— START OF Material to process —

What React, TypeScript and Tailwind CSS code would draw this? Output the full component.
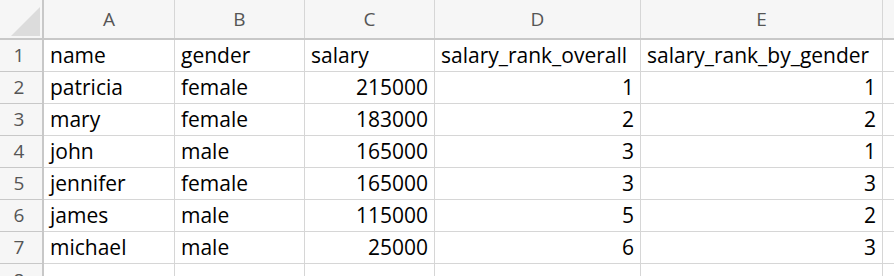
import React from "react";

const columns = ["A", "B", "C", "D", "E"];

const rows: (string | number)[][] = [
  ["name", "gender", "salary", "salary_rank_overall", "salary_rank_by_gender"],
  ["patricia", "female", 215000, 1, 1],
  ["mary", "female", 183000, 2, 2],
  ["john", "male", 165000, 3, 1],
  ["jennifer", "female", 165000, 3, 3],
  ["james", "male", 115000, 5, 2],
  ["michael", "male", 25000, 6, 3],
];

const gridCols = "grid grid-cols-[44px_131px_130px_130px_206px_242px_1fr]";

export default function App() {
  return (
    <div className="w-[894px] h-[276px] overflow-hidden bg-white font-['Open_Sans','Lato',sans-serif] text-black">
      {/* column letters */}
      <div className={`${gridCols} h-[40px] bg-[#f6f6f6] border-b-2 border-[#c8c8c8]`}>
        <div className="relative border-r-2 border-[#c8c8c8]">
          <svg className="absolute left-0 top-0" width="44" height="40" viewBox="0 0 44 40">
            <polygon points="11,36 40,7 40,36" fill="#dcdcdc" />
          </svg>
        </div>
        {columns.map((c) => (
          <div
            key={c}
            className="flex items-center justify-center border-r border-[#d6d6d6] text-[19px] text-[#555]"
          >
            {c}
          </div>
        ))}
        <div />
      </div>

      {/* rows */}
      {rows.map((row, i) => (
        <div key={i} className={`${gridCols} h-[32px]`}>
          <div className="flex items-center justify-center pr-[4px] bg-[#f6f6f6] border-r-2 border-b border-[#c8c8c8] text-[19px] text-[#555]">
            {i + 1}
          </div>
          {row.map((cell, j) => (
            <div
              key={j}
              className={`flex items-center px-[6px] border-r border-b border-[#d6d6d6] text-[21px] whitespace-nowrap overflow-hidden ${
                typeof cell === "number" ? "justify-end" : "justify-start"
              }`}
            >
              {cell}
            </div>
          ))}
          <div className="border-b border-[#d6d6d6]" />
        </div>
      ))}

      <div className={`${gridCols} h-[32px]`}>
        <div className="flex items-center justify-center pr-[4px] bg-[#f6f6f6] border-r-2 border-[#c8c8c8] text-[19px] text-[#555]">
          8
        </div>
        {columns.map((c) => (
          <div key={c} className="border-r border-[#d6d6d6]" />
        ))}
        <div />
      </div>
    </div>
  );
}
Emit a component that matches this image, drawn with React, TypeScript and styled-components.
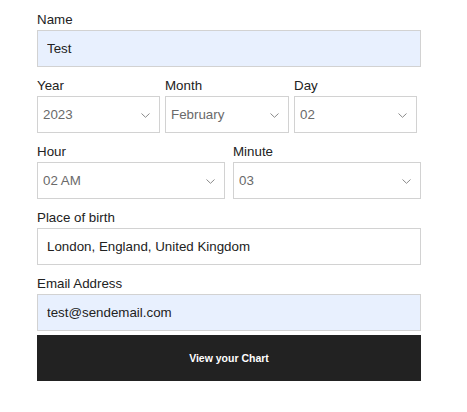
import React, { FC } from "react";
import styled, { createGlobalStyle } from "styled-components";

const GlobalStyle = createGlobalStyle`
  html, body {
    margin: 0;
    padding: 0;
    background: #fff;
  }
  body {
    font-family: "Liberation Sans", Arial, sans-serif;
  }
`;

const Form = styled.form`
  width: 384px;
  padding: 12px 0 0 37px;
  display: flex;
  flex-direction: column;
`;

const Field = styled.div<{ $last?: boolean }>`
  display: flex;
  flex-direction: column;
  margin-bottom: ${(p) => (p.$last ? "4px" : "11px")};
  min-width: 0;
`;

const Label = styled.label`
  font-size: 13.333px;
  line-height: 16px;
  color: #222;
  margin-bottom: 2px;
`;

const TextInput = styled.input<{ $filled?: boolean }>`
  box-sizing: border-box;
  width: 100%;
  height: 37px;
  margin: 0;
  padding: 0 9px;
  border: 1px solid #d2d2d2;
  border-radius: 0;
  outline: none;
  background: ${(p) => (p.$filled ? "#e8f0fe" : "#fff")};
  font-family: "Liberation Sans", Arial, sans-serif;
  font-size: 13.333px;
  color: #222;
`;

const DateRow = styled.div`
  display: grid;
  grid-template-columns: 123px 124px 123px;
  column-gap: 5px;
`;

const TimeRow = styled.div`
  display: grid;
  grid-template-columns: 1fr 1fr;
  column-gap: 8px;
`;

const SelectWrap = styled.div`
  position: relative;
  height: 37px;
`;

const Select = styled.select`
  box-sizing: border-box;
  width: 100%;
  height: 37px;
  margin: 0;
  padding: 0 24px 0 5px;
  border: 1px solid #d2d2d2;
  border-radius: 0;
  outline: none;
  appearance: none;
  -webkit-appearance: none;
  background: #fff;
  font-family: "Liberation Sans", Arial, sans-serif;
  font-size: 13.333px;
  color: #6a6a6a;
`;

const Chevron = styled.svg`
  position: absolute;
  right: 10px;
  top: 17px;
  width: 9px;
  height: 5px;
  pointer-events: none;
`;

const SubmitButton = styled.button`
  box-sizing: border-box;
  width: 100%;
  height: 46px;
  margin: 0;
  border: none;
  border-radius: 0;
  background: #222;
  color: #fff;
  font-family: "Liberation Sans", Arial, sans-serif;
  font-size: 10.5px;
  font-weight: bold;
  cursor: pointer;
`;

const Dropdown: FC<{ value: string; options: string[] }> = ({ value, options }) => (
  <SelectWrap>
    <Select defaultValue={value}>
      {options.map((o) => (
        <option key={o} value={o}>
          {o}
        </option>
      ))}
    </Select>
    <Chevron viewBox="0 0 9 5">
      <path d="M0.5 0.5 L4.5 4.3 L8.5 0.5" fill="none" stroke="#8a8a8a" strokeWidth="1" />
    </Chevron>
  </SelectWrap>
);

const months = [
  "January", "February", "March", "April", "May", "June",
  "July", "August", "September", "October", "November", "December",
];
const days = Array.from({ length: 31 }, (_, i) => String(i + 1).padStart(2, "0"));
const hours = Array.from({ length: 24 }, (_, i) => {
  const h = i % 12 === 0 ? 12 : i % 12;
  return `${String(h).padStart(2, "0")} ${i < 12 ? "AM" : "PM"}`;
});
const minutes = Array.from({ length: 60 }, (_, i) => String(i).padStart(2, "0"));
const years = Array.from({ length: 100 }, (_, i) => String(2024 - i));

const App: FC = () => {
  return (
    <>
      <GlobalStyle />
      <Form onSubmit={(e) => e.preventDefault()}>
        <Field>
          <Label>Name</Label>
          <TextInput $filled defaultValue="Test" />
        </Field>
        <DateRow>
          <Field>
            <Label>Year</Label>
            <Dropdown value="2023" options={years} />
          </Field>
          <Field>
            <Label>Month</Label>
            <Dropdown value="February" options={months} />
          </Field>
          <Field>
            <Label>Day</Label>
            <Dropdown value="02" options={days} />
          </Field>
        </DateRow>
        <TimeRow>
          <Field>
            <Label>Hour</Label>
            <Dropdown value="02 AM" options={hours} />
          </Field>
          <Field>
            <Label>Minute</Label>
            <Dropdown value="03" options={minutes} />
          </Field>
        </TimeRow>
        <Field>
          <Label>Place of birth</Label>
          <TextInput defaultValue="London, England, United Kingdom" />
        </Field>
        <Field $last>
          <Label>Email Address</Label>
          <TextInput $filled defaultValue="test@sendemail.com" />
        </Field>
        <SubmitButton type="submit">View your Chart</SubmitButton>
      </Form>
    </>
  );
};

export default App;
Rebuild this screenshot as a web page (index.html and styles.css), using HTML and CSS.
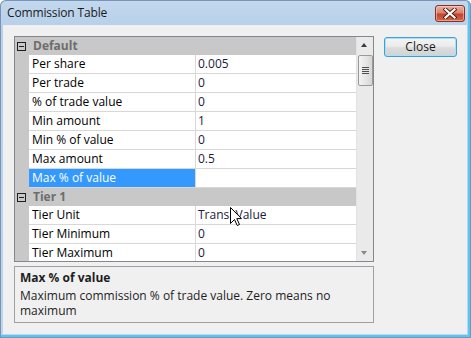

— END OF Material to process —

• _Challenge_
Lines that hold "html" are the ones to copy; find all of them.

• _Completed task_
  html, body {
Rebuild this screenshot as a web page (index.html and styles.css), using HTML and CSS.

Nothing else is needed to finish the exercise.